# SC-Special needs Golden Mix needs donations!!



## Karen519 (Aug 21, 2006)

Subject: FW: Clarendon County S.C.Another litle special need s girl that has no use of her babk legs..Can someone help? 


http://www.petfinder.com/pet-search?shelterid=SC219




there is another little special needs girl in Clarendon County, S.C. that has no use of her back legs either and needs a place that can help her too!!!!Please read her story and if those that offered to help the dog dragging her legs , maybe you can help this one too!! Please crosspost..Hope



Maddy 

Golden Retriever [Mix] 
Large Young Female Dog Pet ID: 1928042-09-5364 


Click to see
full size





Printer friendly 

Email a friend 

Enlarge photo 

More About Maddy
*'Hi, I'm Maddy! As you can all see, I am a special needs puppy. I have been at the shelter since I was 7 days old. As I began to walk, the workers at the shelter noticed that my back legs were not working as they should. I have seen a few vets; and, because I am growing, my back legs are getting worse.* I am losing feeling, and it is hard to control my back legs. The shelter where I live is a donation-only shelter and doesn't have the funds to treat me. The vets that I have seen are now saying I need a wheelchair! I know, I'm so young! The only good thing is that I don't have to have any surgeries to get my wheelchair; the bad thing is that the shelter needs help to raise money for my new wheels. I know times are tough, but I really am worth it and I would greatly appreciate anything that you can do ! Please go to http://asecondchanceanimalshelter.chipin.com/maddysfund to make a donation. I have a great sponser now, who has graciously donated to my medical care. But as everyone knows medical bills can become overwhelming to anyone. I have had many test done and more to due, I have also been to North Carolina. All that medical treatments add up and I could really use some more sponsers to help with the medical bills. Thank you in advance for everything you do and remember every little bit gets us a step closer to our goal. Thank you again. 
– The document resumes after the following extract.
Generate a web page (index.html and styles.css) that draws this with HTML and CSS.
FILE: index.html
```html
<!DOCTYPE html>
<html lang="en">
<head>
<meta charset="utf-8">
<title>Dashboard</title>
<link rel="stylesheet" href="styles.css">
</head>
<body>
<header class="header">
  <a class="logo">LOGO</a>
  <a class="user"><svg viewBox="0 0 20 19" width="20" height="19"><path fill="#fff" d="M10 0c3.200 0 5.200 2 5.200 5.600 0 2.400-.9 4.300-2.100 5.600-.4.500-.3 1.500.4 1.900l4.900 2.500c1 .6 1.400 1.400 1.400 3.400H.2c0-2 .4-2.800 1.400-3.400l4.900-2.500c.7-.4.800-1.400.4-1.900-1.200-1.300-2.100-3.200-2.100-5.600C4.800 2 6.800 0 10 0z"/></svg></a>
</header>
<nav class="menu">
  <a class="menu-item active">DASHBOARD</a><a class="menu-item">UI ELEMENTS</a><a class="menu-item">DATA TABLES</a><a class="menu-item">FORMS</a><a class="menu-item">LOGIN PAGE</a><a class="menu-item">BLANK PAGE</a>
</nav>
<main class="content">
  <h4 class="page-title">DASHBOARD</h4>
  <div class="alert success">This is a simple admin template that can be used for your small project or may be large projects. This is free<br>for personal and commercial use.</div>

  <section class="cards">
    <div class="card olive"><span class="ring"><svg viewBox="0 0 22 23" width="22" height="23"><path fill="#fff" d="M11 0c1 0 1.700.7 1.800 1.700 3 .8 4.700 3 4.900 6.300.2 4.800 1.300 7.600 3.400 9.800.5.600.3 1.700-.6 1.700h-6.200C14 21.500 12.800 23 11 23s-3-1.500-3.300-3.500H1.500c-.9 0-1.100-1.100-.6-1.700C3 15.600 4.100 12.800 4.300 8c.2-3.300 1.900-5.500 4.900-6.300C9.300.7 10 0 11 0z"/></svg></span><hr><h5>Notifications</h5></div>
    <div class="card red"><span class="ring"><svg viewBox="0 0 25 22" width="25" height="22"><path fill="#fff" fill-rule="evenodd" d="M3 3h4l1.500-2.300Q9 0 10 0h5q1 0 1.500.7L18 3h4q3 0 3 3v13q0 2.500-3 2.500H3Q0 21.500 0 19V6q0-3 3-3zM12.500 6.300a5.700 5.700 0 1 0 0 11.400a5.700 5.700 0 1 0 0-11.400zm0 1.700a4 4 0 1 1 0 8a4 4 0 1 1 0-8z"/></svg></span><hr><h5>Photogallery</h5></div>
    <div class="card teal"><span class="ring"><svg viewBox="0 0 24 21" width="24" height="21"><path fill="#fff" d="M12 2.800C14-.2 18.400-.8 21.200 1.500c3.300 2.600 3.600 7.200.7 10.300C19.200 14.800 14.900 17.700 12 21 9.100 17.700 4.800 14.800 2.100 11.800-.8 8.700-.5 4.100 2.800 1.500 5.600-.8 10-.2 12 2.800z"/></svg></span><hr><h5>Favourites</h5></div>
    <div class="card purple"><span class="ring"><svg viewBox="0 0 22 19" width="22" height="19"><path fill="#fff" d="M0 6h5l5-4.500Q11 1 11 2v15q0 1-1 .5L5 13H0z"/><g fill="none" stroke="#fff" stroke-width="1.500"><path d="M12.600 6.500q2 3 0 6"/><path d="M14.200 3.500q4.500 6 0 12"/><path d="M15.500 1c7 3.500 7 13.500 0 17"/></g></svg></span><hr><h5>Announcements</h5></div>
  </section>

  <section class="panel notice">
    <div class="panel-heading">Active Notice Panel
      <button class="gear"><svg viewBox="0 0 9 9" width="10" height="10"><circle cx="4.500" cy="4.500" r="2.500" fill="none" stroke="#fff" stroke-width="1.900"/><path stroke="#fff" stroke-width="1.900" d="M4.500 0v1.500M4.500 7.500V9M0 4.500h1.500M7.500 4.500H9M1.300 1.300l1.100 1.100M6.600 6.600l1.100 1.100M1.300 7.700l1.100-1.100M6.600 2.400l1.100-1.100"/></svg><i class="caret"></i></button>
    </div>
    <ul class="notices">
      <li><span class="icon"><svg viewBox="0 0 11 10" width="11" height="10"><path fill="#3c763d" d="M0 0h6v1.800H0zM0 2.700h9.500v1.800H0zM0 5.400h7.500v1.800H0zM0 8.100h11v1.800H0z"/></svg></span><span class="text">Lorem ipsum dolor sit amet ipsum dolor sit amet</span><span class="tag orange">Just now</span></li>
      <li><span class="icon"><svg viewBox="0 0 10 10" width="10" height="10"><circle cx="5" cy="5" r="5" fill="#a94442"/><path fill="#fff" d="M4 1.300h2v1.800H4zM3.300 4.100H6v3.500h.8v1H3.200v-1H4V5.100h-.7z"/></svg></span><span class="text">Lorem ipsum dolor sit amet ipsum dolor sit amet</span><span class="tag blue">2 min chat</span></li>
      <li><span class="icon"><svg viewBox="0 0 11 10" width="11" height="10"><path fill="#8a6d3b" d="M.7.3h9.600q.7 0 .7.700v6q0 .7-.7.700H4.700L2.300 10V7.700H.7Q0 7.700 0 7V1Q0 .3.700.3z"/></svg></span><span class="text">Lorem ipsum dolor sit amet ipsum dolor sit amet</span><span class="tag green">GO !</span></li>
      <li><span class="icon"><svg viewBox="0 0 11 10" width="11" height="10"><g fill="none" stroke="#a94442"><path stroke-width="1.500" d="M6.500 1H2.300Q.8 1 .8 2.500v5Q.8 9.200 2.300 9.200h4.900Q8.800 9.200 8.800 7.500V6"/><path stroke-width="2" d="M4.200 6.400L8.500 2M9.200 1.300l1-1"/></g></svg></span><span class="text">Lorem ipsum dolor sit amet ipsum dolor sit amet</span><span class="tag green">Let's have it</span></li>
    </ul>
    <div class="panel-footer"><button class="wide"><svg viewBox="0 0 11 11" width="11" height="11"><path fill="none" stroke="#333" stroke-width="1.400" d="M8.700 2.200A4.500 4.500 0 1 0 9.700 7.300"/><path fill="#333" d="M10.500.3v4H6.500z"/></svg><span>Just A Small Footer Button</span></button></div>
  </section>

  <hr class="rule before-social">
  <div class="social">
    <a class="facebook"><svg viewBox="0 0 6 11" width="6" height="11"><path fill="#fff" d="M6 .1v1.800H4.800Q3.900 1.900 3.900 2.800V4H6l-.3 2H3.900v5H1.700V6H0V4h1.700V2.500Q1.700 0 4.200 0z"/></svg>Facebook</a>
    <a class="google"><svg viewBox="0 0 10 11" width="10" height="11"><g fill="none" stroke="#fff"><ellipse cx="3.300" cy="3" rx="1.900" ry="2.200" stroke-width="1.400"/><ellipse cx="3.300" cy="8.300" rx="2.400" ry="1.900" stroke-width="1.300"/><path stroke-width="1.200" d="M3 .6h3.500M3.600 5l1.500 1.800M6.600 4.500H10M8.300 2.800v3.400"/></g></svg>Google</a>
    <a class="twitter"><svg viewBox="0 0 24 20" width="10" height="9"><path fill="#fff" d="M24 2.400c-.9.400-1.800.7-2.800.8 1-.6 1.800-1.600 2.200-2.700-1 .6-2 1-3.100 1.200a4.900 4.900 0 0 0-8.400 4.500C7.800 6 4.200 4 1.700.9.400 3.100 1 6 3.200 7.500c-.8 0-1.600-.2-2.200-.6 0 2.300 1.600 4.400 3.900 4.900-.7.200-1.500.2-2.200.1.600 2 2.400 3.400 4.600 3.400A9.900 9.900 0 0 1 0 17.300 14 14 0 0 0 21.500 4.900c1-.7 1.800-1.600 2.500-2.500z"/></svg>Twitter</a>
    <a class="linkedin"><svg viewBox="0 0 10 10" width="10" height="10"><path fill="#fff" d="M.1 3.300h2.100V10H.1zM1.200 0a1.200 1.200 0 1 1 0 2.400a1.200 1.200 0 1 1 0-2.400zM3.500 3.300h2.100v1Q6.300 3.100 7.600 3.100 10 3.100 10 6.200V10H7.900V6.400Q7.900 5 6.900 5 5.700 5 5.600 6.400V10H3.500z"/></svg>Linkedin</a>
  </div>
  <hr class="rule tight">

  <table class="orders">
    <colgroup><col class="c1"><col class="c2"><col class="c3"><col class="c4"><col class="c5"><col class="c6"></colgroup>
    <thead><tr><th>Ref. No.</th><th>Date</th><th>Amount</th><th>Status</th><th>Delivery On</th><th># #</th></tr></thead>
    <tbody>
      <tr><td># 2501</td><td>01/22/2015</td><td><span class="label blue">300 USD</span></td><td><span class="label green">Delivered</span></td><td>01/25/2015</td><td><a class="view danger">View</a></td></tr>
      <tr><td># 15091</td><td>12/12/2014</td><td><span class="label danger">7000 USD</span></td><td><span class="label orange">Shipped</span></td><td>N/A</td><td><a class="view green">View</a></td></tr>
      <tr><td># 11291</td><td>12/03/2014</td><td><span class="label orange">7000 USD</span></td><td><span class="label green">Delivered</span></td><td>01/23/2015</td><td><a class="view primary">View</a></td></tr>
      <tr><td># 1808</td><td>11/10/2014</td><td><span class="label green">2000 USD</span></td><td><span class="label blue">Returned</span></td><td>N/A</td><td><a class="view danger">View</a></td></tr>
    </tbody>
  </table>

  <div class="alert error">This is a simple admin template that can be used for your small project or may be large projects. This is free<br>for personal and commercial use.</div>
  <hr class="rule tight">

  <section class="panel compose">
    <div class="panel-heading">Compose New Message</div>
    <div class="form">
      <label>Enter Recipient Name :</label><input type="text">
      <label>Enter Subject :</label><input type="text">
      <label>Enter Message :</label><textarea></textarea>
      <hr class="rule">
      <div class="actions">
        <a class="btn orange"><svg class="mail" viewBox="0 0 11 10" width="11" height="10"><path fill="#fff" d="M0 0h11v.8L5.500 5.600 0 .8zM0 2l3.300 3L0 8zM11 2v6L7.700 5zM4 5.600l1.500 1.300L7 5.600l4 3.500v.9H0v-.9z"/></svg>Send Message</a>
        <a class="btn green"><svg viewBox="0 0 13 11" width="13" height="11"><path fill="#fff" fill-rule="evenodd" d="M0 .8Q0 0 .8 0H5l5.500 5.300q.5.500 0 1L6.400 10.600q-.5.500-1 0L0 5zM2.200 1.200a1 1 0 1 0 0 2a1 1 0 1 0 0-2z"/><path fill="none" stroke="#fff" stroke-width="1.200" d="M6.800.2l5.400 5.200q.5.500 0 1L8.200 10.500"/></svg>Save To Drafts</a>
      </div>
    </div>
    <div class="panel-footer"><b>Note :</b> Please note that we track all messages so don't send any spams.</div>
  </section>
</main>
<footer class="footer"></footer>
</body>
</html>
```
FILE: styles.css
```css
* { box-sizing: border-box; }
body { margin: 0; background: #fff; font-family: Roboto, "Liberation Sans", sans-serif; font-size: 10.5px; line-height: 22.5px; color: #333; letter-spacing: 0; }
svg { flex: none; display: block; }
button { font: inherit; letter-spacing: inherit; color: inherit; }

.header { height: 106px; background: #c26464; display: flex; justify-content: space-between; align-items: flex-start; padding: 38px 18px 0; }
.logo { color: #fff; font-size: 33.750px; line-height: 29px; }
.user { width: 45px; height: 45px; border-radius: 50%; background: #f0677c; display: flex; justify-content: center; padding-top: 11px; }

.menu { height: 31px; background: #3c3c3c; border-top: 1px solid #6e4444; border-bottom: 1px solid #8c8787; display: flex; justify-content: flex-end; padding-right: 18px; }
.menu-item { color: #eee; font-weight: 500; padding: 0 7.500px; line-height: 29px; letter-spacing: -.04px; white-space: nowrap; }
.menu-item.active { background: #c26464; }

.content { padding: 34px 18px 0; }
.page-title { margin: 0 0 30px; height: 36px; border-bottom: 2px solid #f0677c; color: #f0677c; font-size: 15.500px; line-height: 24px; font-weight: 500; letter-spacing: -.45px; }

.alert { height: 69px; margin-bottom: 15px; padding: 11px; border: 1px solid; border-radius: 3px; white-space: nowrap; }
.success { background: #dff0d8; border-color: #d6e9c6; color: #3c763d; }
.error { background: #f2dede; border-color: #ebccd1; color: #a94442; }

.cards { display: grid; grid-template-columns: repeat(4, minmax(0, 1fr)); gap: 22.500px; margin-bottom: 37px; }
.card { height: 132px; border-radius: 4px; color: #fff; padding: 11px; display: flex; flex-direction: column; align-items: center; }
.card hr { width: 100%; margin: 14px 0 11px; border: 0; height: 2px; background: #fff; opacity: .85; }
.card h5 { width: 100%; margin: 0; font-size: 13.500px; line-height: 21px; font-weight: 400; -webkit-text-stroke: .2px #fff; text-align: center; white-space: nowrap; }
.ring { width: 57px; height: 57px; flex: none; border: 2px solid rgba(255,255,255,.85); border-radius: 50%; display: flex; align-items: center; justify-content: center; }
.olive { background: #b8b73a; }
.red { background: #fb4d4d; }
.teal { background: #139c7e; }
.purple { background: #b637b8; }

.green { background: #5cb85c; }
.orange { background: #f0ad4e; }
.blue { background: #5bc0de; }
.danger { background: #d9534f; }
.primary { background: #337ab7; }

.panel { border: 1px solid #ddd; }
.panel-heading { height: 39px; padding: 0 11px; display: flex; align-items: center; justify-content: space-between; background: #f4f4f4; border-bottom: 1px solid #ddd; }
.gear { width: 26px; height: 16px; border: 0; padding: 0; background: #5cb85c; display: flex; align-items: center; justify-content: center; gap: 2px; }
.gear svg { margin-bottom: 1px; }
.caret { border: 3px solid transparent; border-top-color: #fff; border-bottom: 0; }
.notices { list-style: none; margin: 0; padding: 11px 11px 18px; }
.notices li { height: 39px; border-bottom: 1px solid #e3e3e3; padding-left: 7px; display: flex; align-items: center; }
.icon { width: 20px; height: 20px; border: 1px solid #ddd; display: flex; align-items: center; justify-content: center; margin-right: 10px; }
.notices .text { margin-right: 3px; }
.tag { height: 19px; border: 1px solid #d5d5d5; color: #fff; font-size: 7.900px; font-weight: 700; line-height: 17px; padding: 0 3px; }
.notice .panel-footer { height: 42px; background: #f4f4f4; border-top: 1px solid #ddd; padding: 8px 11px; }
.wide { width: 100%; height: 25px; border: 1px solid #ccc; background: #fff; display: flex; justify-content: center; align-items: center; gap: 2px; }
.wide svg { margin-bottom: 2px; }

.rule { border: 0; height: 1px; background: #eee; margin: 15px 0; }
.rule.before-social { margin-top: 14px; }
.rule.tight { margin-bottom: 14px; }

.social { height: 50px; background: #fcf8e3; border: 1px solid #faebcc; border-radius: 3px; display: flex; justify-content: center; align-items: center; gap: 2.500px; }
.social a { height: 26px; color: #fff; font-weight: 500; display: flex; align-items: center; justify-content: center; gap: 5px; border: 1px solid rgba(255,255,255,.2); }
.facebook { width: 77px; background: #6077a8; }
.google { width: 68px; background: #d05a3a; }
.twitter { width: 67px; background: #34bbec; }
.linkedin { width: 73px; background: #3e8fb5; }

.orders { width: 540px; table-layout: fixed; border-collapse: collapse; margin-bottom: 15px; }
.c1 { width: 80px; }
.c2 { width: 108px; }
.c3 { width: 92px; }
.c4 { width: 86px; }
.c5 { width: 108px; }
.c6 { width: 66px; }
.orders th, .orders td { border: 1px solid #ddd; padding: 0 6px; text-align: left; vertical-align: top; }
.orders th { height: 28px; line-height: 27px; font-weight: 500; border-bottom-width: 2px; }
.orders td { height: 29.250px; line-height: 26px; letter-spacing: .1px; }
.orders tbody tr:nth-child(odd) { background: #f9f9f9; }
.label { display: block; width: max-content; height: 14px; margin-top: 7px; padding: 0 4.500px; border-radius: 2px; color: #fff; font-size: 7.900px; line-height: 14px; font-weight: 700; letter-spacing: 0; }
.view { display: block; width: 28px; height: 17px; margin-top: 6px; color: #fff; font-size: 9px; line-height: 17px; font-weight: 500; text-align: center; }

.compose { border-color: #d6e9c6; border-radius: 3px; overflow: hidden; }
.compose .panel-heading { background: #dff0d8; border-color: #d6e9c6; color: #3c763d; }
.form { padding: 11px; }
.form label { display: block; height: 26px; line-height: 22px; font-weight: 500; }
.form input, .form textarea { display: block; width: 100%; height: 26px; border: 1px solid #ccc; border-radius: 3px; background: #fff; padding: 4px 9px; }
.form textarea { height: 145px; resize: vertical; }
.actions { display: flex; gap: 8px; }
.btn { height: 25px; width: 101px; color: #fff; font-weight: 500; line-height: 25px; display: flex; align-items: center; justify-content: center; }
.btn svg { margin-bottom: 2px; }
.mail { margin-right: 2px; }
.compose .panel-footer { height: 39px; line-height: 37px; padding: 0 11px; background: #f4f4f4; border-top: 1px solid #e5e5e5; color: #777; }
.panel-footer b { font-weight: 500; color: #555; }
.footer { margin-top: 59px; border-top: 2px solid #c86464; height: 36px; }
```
Maddy is up-to-date with routine shots. 
My Contact InfoAnimal Shelter of Clarendon County 
Manning, SC 
803-473-7075 
[email protected]

P*.S. I emld. Midlands and Low Country GR Rescues...*


----------



## Karen519 (Aug 21, 2006)

*bumping*

bumping for this SPECIAL NEEDS GIRL!!


----------



## Karen519 (Aug 21, 2006)

*Wonderful news*

*THIS IS WONDERFUL NEWS!!*

Just got an email saying Noah's Ark has rescued this SPECIAL NEEDS GOLDEN MIX!!


----------



## GoldenMum (Mar 15, 2010)

Yeah! Thanks for the update Karen!


----------



## Karen519 (Aug 21, 2006)

*Welcome!*

I am so glad Noah's Ark took her. Hope she gets her wheelchair!


----------